Yesterday I was fortunate to spend the majority of the day (around two placement tests in PX) at the Commencement Exercises of Shanghai American School (SAS). The morning’s ceremonies were for Pudong students and the afternoon for Puxi. Having known some of these students since they were in middle school and now seeing them walk across the graduation stage, my heart fluttered more than once.
It was one of the more magical experiences I’ve ever been a part of. With hundreds of parents tearing up, taking photos, and administering huge hugs to their loved ones, the emotion in the room was unmissable. I don’t remember my high school graduation being so emotional, but perhaps it’s different when you’re walking across the stage. I don’t know if there are cultural differences, or age differences, or idiosyncratic differences that lead this ceremony in particular to be meaningful, but there you have it.
What I do know is that we are making a difference in the lives of these students before and after they traipse across the stage wearing their disposable robes and dispensing their all-too-quick handshakes to the school board members. These high school years - so formative for many of the current LearningLeaders students - we get to play a huge part of! Remembering students in their first lesson piecing together PB & J sandwiches, reciting ‘Word of the Week’ sentences (that used to be a thing at LL, back in the day), and competing in their first ever debate or public speaking competitions are memories I’ll cherish. And for some, seeing them hoist a new trophy or award on the day of graduation will prove equally memorable.
Let us not forget that these students, even when they leave our program, are starting a new chapter in their lives through these Commencement Exercises. It’s the start of something new for them. Of course, I hope it is the start of their relationship with our growing aLLumni program and of a future being a supporter of our work and giving back through mentorship to younger students. Of course, I hope it is the start of a new phase of intellectual and personal exploration for them. And of course, while they very well may not continue with debate or public speaking in the future, I hope it is the start of conscientious application of these skills towards whatever fields they ultimately choose to pursue.

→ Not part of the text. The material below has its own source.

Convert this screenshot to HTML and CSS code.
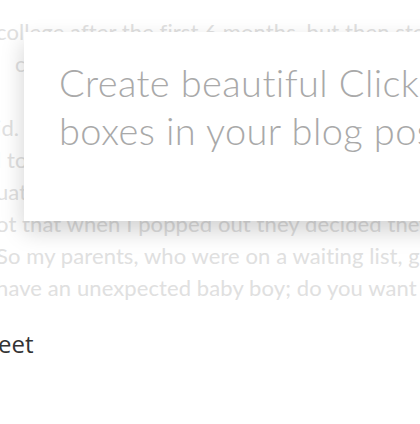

The previous night, on Saturday evening, I had the opportunity to see ‘The Iron Cowboy’ speak. For those of you who haven’t heard his story - give him a quick internet search and prepare to be blown away. James Lawrence, or ‘The Iron Cowboy,’ completed 50 Iron- mans in 50 U.S. States in 50 days, shattering any previous world record by a long shot (He was previously the only person to complete 30+ Ironmans in a YEAR). His story itself is inspirational and touches on themes of (predictably!) perseverance and dedication, teamwork, goal-setting, community-building, and family.
Peppered with quotations from Tolstoy (“There is only one time that is important - NOW! It is the most important time because it is the only time when we have any power.”) to Carnegie (“Teamwork is the ability to work together toward a common vision. The ability to direct individual accomplishments towards organizational objectives. It is the fuel that allows common people to attain uncommon results.”) to Conor MacGregor (“#DoubtMe-Now”), the presentation itself was a 90-minute roller coaster of emotions and to me the gold standard of a phenomenal presentation - a magnificent story magnetically shared.
As you likely know, I’m a big believer in all of that stuff: goal-setting, planning, focused execution, learning day in and day out how to improve. But the highlight of the entire evening to me was part of the Q&A session following the presentation. Asked, “What is it like to be the most accomplished Ironman athlete in the world? How do you keep your edge once you are number one?” Lawrence replied, “I don’t plan on being remembered for the 50/50/50. I think this is just the beginning of my contributions to helping others realize their untapped potential.”
Here is a guy who is world champion/world record-holder/world #1 (however you want to cut it) and he’s out there reinventing himself and just about to embark on a new adventure and challenge. He has an ambitious plan which he shared with us later in the evening over food and drinks and which you can read more about online if you’re curious.
Reinventing yourself is a choice and a challenging one at that. When we’re young, sometimes we need “artificial” commencement ceremonies to kick us on to the next step. Walking across the stage in front of family and friends and to applause is a ritual that tells us distinctly, “Okay - you’re done with Level 5. Time to move to Level 6.” What is more challenging still is when you step off that pre-programmed track and decide what level you’re on to begin with and how you want to level up.
“When do I reinvent myself? How do I know when I’ve reached the peak? Which peak is the right one, anyways? What skills will I need to take me to the next one? Who can help me?” The further along we all progress in our lives and careers, the more thorny these questions might become.
In the final days or weeks that we have with these soon-to-be university students, I hope that every one of us can lend a hand, offer advice, be willing to listen, and help in celebrating their achievements. They are all about to embark on what is likely to be a thrilling and daunting step of self-reinvention. As capable as we think anyone is, encouragement never hurts.